6. LOVE: SNOW SCULPTING
Let me give it to you straight. Only kids and retards build snowmen, bouji boys get creative! I thought mine was appropriate for the blog, but I’ve seen instagrams of snow cars, snow teddy bears, and one impressive one of giant snow cat. Fierce. I personally think my snow penis is pretty impressive – it took fucking ages. I tried to sit on it after but it fell apart quicker than Sinead O’Connor off her meds.
7. HATE: PUBLIC TRANSPORT
Duh.

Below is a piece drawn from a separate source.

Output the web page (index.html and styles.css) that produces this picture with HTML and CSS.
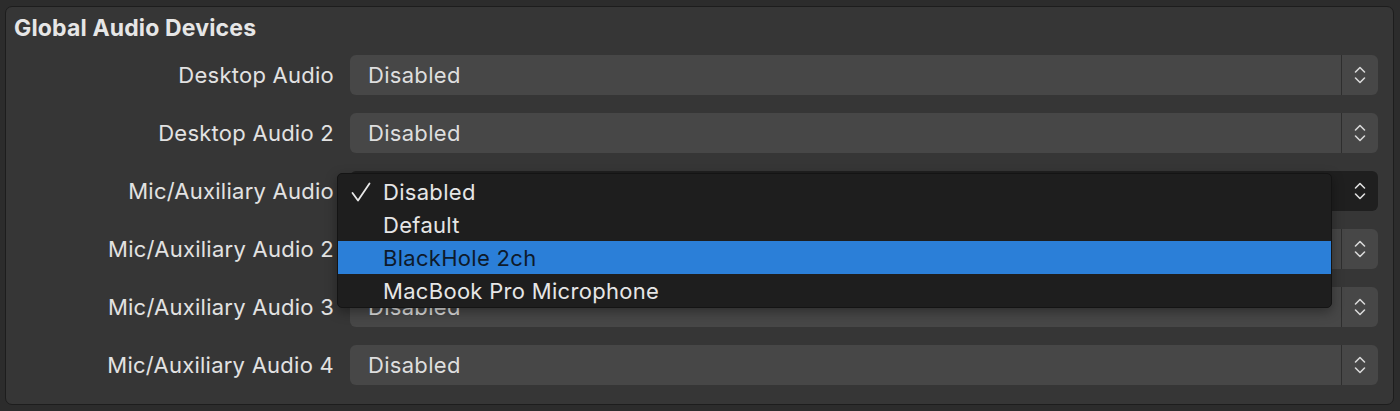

This one goes without saying – we not exactly fond of public transport on normal days, but when it’s colder outside than Angelina Jolie’s man-getting techniques and we’re waiting around on platforms for minutes on end – Raincheck! We’re way more suited for taxi’s anyway.
8) LOVE: FORCED DETOXES
We get to a point where even we tell ourselves that we need a break from partying. Then Thursday comes around and cut to us sat in Circa with a double vodka in one hand and a glass of rosé in the other. Not only does restricted transport prevent us from going out as much, but we don’t actually want to leave our beds. And we also smoke less because you think it’s about jamming pon de pavement huddling with ratchet strangers to keep warm? “Ain’t nobody got time for that.”
9) HATE: SORE NOSES
Not only do our nasal passages get royally abused from the fun we have at the weekend (and occasionally in the week), but they’re constantly running so we’re constantly wiping; ergo we sound like cunnilingus (wet and sloppy) and we look like albino versions of Rudolph. Nah-uh. So not the look we wanted while trying to flirt with the cute counter boy in Costa Coffee.
10) LOVE: ERECT NIPPLES
Self explanatory. And goosebumps make you look slimmer too.